José Jiménez Lozano
Corte o cortijo
El asunto de enfrentar el campo a la ciudad ha sido un bastante repetido tema de entretenimiento literario, desde siglos atrás, aunque no digo yo que la mayor parte de las veces no fuera otra cosa que la enunciación del deseo de reposo del hombre urbano. «Desprecio de Corte y alabanza aldea» de fray Antonio de Guevara sería un ejemplo de esto, así como también la oda de Horacio que declara feliz a quien se aleja de los negocios mundanales, luego traducida por el Maestro Luis de León tan hermosamente como nos describe la estancia y el discurso en el campo en la finca salmantina de «La Flecha», cuando escribe «Los nombres de Cristo». Y podríamos evocar igualmente, la memorable carta de Maquiavelo a Vettori, en la que le explica su plácida vida entre los trabajos del huerto y la lectura, que le liberan de toda pesadumbre. Pero el caso es que estos señores, menos Maquiavelo, fueron totalmente incapaces de quedarse tranquilos en esas sus amadas arcadias, sencillamente porque ninguno de los dos primeros estaba hecho para el campo, sino para los distintos negocios del mundo.
Es decir, se encontraban en la situación de quienes se compran una casita o un chalé para los fines de semana, o la jubilación, y, al principio de ver realizado su maravilloso sueño, los primeros cuidados del jardín, comenzando por el corte de césped, les huele verdaderamente a Génesis, o a Edén, como la lectura les procura una paz monacal. Pero, si el tiempo de estancia se alarga allí un tanto, enseguida sienten las necesidad del periódico, la radio y la televisión, de hacer excursiones más o menos indiferenciadas, de hablar por teléfono, y de invitar a muchos amigos para comentar la actualidad política o de otra clase, que son cosas muy agradables, y que también a veces se hacen en el campo. Pero lo que probará ineluctablemente que, como Horacio y Fray Luis, estos caballeros no están hechos para la campiña, es que, súbitamente, un día comienzan a comprobar que en ese su entorno campestre existen multitud de hormigas, moscas y otros insectos o bichos aun peor intencionados, que les hacen pensar que están sufriendo las siete plagas de Egipto. Y algo más espantable ocurre, si llegan a escuchar un muy común saludo campesino, según el cual se detalla que se ha estado matando la tarde o hasta el día entero. Esto es, arrojando el tiempo por los bordes del día y de la noche; mandando al diablo ese tiempo que en la ciudad es oro, y que no es tan fácil de gastar ni dilapidar, si el ciudadano dispusiera de él alguna vez.

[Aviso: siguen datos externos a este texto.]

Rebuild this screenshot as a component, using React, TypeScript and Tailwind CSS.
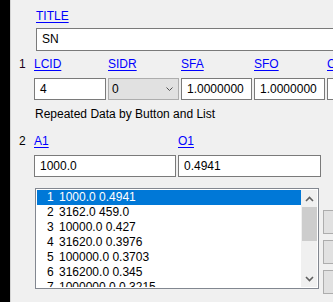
import React from "react";

const font = { fontFamily: '"Liberation Sans", Arial, sans-serif' };

function Label({ text }: { text: string }) {
  return <div className="h-[16px] leading-[16px] text-[12px] text-[#0000ff] underline underline-offset-[2px]">{text}</div>;
}

function Field({ label, value, w }: { label: string; value: string; w: string }) {
  return (
    <div className={`flex flex-col shrink-0 ${w}`}>
      <Label text={label} />
      <div className="mt-[6px] h-[22px] border border-[#7a7a7a] bg-white pl-[5px] text-[12px] leading-[20px] text-black overflow-hidden whitespace-nowrap">
        {value}
      </div>
    </div>
  );
}

function Chevron({ up }: { up?: boolean }) {
  return (
    <svg width="9" height="6" viewBox="0 0 9 6" className="block">
      <path d={up ? "M1 5 L4.5 1.5 L8 5" : "M1 1 L4.5 4.5 L8 1"} fill="none" stroke="#606060" strokeWidth="1.6" />
    </svg>
  );
}

const rows = [
  ["1", "1000.0 0.4941"],
  ["2", "3162.0 459.0"],
  ["3", "10000.0 0.427"],
  ["4", "31620.0 0.3976"],
  ["5", "100000.0 0.3703"],
  ["6", "316200.0 0.345"],
  ["7", "1000000.0 0.3215"],
];

export default function App() {
  return (
    <div className="w-[333px] h-[302px] overflow-hidden flex bg-[#f0f0f0]" style={font}>
      <div className="w-[10px] shrink-0 bg-black" />
      <div className="w-px shrink-0 bg-[#d4d4d4]" />
      <div className="flex-1 min-w-0 flex flex-col">
        <div className="ml-[7px] h-[2px] bg-[#f8f8f8]" />
        <div className="pl-[25px] pt-[8px]">
          <Label text="TITLE" />
          <div className="mt-[4px] w-[400px] h-[23px] border border-[#7a7a7a] bg-white pl-[5px] text-[12px] leading-[21px] text-black">SN</div>
        </div>

        <div className="flex mt-[5px]">
          <div className="w-[23px] shrink-0 pl-[8px] h-[16px] leading-[16px] text-[12px] text-[#200018]">1</div>
          <div className="flex gap-[2px]">
            <Field label="LCID" value="4" w="w-[72px]" />
            <div className="flex flex-col shrink-0 w-[71px]">
              <Label text="SIDR" />
              <div className="mt-[6px] h-[22px] border border-[#adadad] bg-[#e1e1e1] pl-[3px] pr-[5px] flex items-center justify-between text-[12px] text-black">
                <span>0</span>
                <svg width="7" height="4" viewBox="0 0 7 4">
                  <path d="M0.5 0.5 L3.5 3.5 L6.5 0.5" fill="none" stroke="#505050" strokeWidth="1" />
                </svg>
              </div>
            </div>
            <Field label="SFA" value="1.0000000" w="w-[71px]" />
            <Field label="SFO" value="1.0000000" w="w-[71px]" />
            <Field label="C" value="1.0000000" w="w-[71px]" />
          </div>
        </div>

        <div className="ml-[24px] mt-[6px] h-[16px] leading-[16px] text-[12px] text-black whitespace-nowrap">Repeated Data by Button and List</div>
        <div className="ml-[24px] mt-[4px] h-px bg-[#a0a0a0]" />

        <div className="flex mt-[7px]">
          <div className="w-[23px] shrink-0 pl-[8px] h-[16px] leading-[16px] text-[12px] text-black">2</div>
          <div className="flex gap-[2px]">
            <Field label="A1" value="1000.0" w="w-[142px]" />
            <Field label="O1" value="0.4941" w="w-[143px]" />
          </div>
        </div>

        <div className="flex ml-[24px] mt-[11px] items-start">
          <div className="w-[284px] h-[101px] shrink-0 border border-[#828790] bg-white flex p-px">
            <div className="flex-1 overflow-hidden text-[12px] text-black">
              {rows.map(([n, v], i) => (
                <div
                  key={n}
                  className={`h-[15px] leading-[15px] flex whitespace-nowrap ${i === 0 ? "bg-[#0078d7] text-white" : ""}`}
                >
                  <span className="w-[10px] ml-[10px] shrink-0">{n}</span>
                  <span className="ml-[2px]">{v}</span>
                </div>
              ))}
            </div>
            <div className="w-[16px] shrink-0 bg-[#f0f0f0] flex flex-col items-center">
              <div className="h-[17px] flex items-center justify-center">
                <Chevron up />
              </div>
              <div className="w-[15px] h-[34px] bg-[#cdcdcd]" />
              <div className="flex-1" />
              <div className="h-[17px] flex items-center justify-center">
                <Chevron />
              </div>
            </div>
          </div>
          <div className="ml-[4px] mt-[22px] flex flex-col gap-[6px]">
            <div className="w-[60px] h-[24px] border border-[#adadad] bg-[#e1e1e1]" />
            <div className="w-[60px] h-[24px] border border-[#adadad] bg-[#e1e1e1]" />
            <div className="w-[60px] h-[24px] border border-[#adadad] bg-[#e1e1e1]" />
          </div>
        </div>

        <div className="ml-[8px] mt-[15px] h-px bg-[#a0a0a0]" />
      </div>
    </div>
  );
}
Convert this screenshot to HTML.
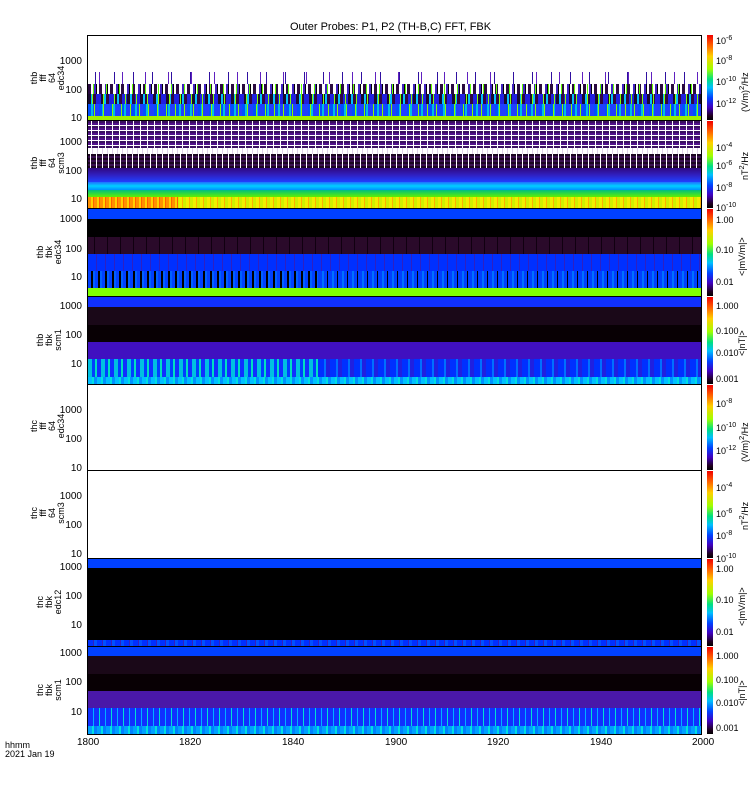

Este gasto del tiempo, además, puede rundir mucho, según se dice; y rara vez en el campo se tiene la impresión de que la noche sea como una osa negra que se precipita súbitamente, como afirmaba Horacio mismo. En el campo se gobierna el tiempo, estando mano sobre mano, o en una de esas tertulias de solana, en las que pronunciar tres o cuatro frases en dos horas indica que ha habido una discusión o debate muy ardorosos. Es decir de una elocuencia como la de Azorín, que, cuando fue diputado, ni abrió la boca; y, aunque las mujeres son más parleras y expresivas, también pueden comportarse como impenetrables Sibilas.
Así que esto de aldea o ciudad, o Corte o cortijo, es un asunto de talante y de percepción del tiempo, como se es diurno o noctívago, búho o alondra, tranquilo o inquieto, o como se da importancia a la política en la ciudad, y a la metereología en el campo, donde la política se considera una mera circunstancia metereológica, incluidos sus desastres. Tal es una filosofía que tiene siglos a la espalda, y afirma que cada cual viva donde pueda y quiera, y allí donde mejor aguante el tiempo, que es la más árdua empresa humana, y el no saber hacerlo a solas, en la propia estancia, la peor desgracia, si hacemos caso de Pascal.